Ecosystem isn't that great, and much of it relies on the GC. If you're going to move out of C++, you might as well go all in on a GC language (Java, C#, Go) or use Rust. D's value proposition isn't enough to compete with those languages.
Ecosystem isn't that great, and much of it relies on the GC. If you're going to move out of C++, you might as well go all in on a GC language (Java, C#, Go) or use Rust. D's value proposition isn't enough to compete with those languages.
D has a GC and it’s optional. Which should be the best of both worlds in theory.
Also D is older than Go and Rust and only a few months younger than C#. So the question then becomes “why weren’t people using D when your recommended alternatives weren’t an option?” Or “why use the alternatives (when they were new) when D already exists?”

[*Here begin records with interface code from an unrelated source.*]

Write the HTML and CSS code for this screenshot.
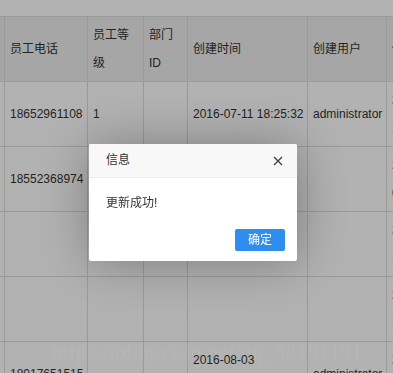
FILE: index.html
```html
<!DOCTYPE html>
<html lang="zh-CN">
<head>
  <meta charset="UTF-8">
  <meta name="viewport" content="width=device-width, initial-scale=1.0">
  <title>员工列表</title>
  <link rel="stylesheet" href="styles.css">
</head>
<body>
  <div class="page">
    <table class="grid">
      <colgroup>
        <col class="c-name">
        <col class="c-phone">
        <col class="c-level">
        <col class="c-dept">
        <col class="c-time">
        <col class="c-user">
        <col class="c-mtime">
      </colgroup>
      <thead>
        <tr>
          <th>员工姓名</th>
          <th>员工电话</th>
          <th>员工等级</th>
          <th>部门ID</th>
          <th>创建时间</th>
          <th>创建用户</th>
          <th>修改时间</th>
        </tr>
      </thead>
      <tbody>
        <tr>
          <td>张伟</td>
          <td>18652961108</td>
          <td>1</td>
          <td></td>
          <td>2016-07-11 18:25:32</td>
          <td>administrator</td>
          <td>2016-07-11<br>18:25:32</td>
        </tr>
        <tr>
          <td>李娜</td>
          <td>18552368974</td>
          <td></td>
          <td></td>
          <td></td>
          <td></td>
          <td>2016-07-12<br>09:14:08</td>
        </tr>
        <tr>
          <td></td>
          <td></td>
          <td></td>
          <td></td>
          <td></td>
          <td></td>
          <td>2016-07-20<br>14:02:51</td>
        </tr>
        <tr>
          <td></td>
          <td></td>
          <td></td>
          <td></td>
          <td></td>
          <td></td>
          <td>2016-07-28<br>16:40:19</td>
        </tr>
        <tr>
          <td>王强</td>
          <td>18017651515</td>
          <td></td>
          <td></td>
          <td>2016-08-03 10:47:15.0</td>
          <td>administrator</td>
          <td>2016-08-03<br>10:47:15</td>
        </tr>
      </tbody>
    </table>
  </div>

  <div class="shade"></div>

  <div class="layer">
    <div class="layer-title">
      信息
      <span class="layer-close">
        <svg width="10" height="10" viewBox="0 0 10 10">
          <path d="M1 1L9 9M9 1L1 9" stroke="#444" stroke-width="1.4" fill="none"/>
        </svg>
      </span>
    </div>
    <div class="layer-content">更新成功!</div>
    <div class="layer-btns">
      <a class="layer-btn">确定</a>
    </div>
  </div>

  <div class="watermark">https://blog.csdn.net/qq_38191191</div>
</body>
</html>
```

FILE: styles.css
```css
body {
  margin: 0;
  overflow: hidden;
  font-family: "Liberation Sans", "Noto Sans CJK SC", sans-serif;
  font-size: 12px;
  color: #333;
  background: #fff;
}

.page { padding-top: 16px; }

.grid {
  border-collapse: collapse;
  table-layout: fixed;
  width: 526px;
  margin-left: -60px;
}
.c-name { width: 64px; }
.c-phone { width: 83px; }
.c-level { width: 56px; }
.c-dept { width: 44px; }
.c-time { width: 120px; }
.c-user { width: 79px; }
.c-mtime { width: 80px; }

.grid th, .grid td {
  border: 1px solid #ddd;
  padding: 4px 2px 4px 5px;
  line-height: 28px;
  text-align: left;
  vertical-align: middle;
  font-weight: normal;
}
.grid th { background: #eee; height: 56px; padding-right: 5px; }
.grid td { height: 55px; }

.shade {
  position: fixed;
  inset: 0;
  background: rgba(0, 0, 0, 0.3);
}

.layer {
  position: fixed;
  left: 89px;
  top: 144px;
  width: 208px;
  background: #fff;
  border-radius: 2px;
  box-shadow: 1px 1px 50px rgba(0, 0, 0, 0.3);
}
.layer-title {
  position: relative;
  height: 33px;
  line-height: 33px;
  padding-left: 17px;
  background: #f8f8f8;
  border-bottom: 1px solid #eee;
  border-radius: 2px 2px 0 0;
  color: #333;
}
.layer-close {
  position: absolute;
  right: 14px;
  top: 12px;
  width: 10px;
  height: 10px;
  line-height: 0;
}
.layer-content {
  padding: 16px 17px;
  line-height: 19px;
}
.layer-btns {
  padding: 0 12px 10px;
  text-align: right;
}
.layer-btn {
  display: inline-block;
  width: 50px;
  height: 22px;
  line-height: 22px;
  text-align: center;
  background: #2e8ded;
  color: #fff;
  border-radius: 2px;
}

.watermark {
  position: fixed;
  left: 52px;
  top: 340px;
  font-family: "Liberation Serif", serif;
  font-size: 21px;
  letter-spacing: 0.6px;
  color: rgba(255, 255, 255, 0.06);
  white-space: nowrap;
}
```
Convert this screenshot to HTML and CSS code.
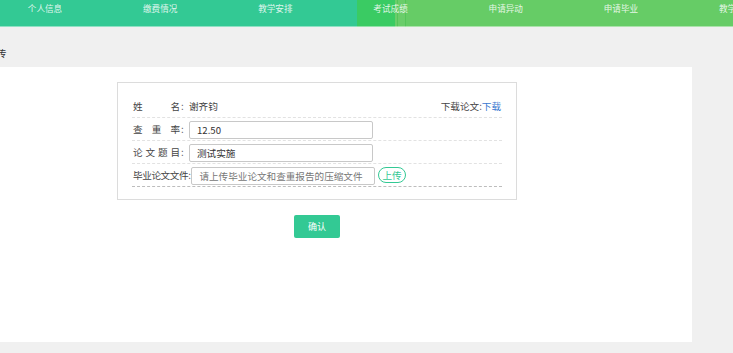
FILE: index.html
```html
<!DOCTYPE html>
<html lang="zh-CN">
<head>
<meta charset="utf-8">
<title>论文上传</title>
<link rel="stylesheet" href="styles.css">
</head>
<body>
<nav class="nav">
  <ul class="nav-list">
    <li>个人信息</li>
    <li>缴费情况</li>
    <li>教学安排</li>
    <li>考试成绩</li>
    <li>申请异动</li>
    <li>申请毕业</li>
    <li>教学计划</li>
  </ul>
</nav>
<div class="title">论文上传</div>
<main class="panel">
  <div class="wrap">
    <form class="box">
      <div class="row">
        <span class="label"><span class="lt">姓名</span>:</span>
        <span class="value">谢齐钧</span>
        <span class="dl">下载论文:<a class="link">下载</a></span>
      </div>
      <div class="row">
        <span class="label"><span class="lt">查重率</span>:</span>
        <input class="field" type="text" value="12.50">
      </div>
      <div class="row">
        <span class="label"><span class="lt">论文题目</span>:</span>
        <input class="field" type="text" value="测试实施">
      </div>
      <div class="row last">
        <span class="label-auto">毕业论文文件:</span>
        <input class="field f2" type="text" placeholder="请上传毕业论文和查重报告的压缩文件">
        <span class="upload">上传</span>
      </div>
    </form>
    <div class="actions"><button class="confirm" type="button">确认</button></div>
  </div>
</main>
</body>
</html>
```
FILE: styles.css
```css
* { box-sizing: border-box; }
html, body { margin: 0; padding: 0; }
body {
  background: #f0f0f0;
  font-family: "Noto Sans CJK SC", "Liberation Sans", sans-serif;
  font-size: 9.6px;
  color: #444;
  width: 733px;
  height: 353px;
  overflow: hidden;
}
.nav {
  height: 27px;
  overflow: hidden;
  border-bottom: 1px solid rgba(255,255,255,0.45);
  background: linear-gradient(to right,
    #33c994 0, #33c994 357px,
    #3acb63 357px, #3acb63 395px,
    #6acd6a 395px, #6acd6a 397px,
    #55c55a 397px, #55c55a 398px,
    #6acd6a 398px, #6acd6a 405px,
    #55c55a 405px, #55c55a 406px,
    #66cc66 406px, #66cc66 100%);
}
.nav-list {
  list-style: none;
  margin: 0 0 0 -12.6px;
  padding: 0;
  display: flex;
  white-space: nowrap;
}
.nav-list li {
  flex: 0 0 115.2px;
  text-align: center;
  color: rgba(255,255,255,0.85);
  font-size: 8.6px;
  line-height: 17px;
}
.title {
  padding: 19px 0 7px;
  line-height: 14px;
  margin-left: -32px;
  color: #333;
  font-size: 9.6px;
}
.panel {
  background: #fff;
  width: 692px;
  height: 275px;
  padding: 15px 0 0 117px;
}
.wrap { width: 400px; }
.box {
  margin: 0;
  border: 1px solid #dcdcdc;
  padding: 12px 14px 12px 14px;
}
.row {
  height: 23px;
  display: flex;
  align-items: center;
  border-bottom: 1px dashed #e2e2e2;
  padding-left: 1px;
  padding-right: 1px;
}
.row.last { border-bottom-color: #bdbdbd; }
.label {
  flex: none;
  display: flex;
  width: 56px;
  margin-right: 0;
}
.lt {
  width: 47px;
  text-align: justify;
  text-align-last: justify;
  margin-right: 1px;
}
.label-auto { margin-right: 1px; letter-spacing: -0.4px; }
.value { flex: 1; }
.dl { color: #444; }
.link { color: #3a78d0; }
.field {
  width: 184px;
  height: 18px;
  border: 1px solid #c8c8c8;
  border-radius: 2px;
  padding: 0 0 0 7px;
  font: inherit;
  font-size: 9.6px;
  color: #333;
  outline: none;
  margin-top: 1px;
}
.field::placeholder { color: #777; }
.upload {
  margin-left: 3px;
  height: 16px;
  line-height: 14px;
  padding: 0 3px;
  border: 1px solid #33c994;
  border-radius: 8px;
  color: #33c994;
}
.actions {
  display: flex;
  justify-content: center;
  margin-top: 15px;
}
.confirm {
  width: 46px;
  height: 23px;
  border: 0;
  border-radius: 2px;
  background: #33c994;
  color: #fff;
  font: inherit;
  font-size: 9px;
  padding: 0;
}
```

> D has a GC and it’s optional.
This is only true in the most technical sense: you can easily opt-out of the GC, but you will struggle with the standard library, and probably most third-party libraries too. It's the baseline assumption after all, hence why it's opt-out, not opt-in. There was a DConf talk about the future of Phobos which indicated increased support for @nogc, but this is a ways away, and even then. If you're opting-out of the GC, you are giving up a lot. And honestly, if you really don't want the GC, you may be better off with Zig.
Garbage collection has never been a major issue for most use cases. However, the Phobos vs. Tango and D1 vs. D2 splits severely slowed D’s adoption, causing it to miss the golden window before C++11, Go, and Rust emerged.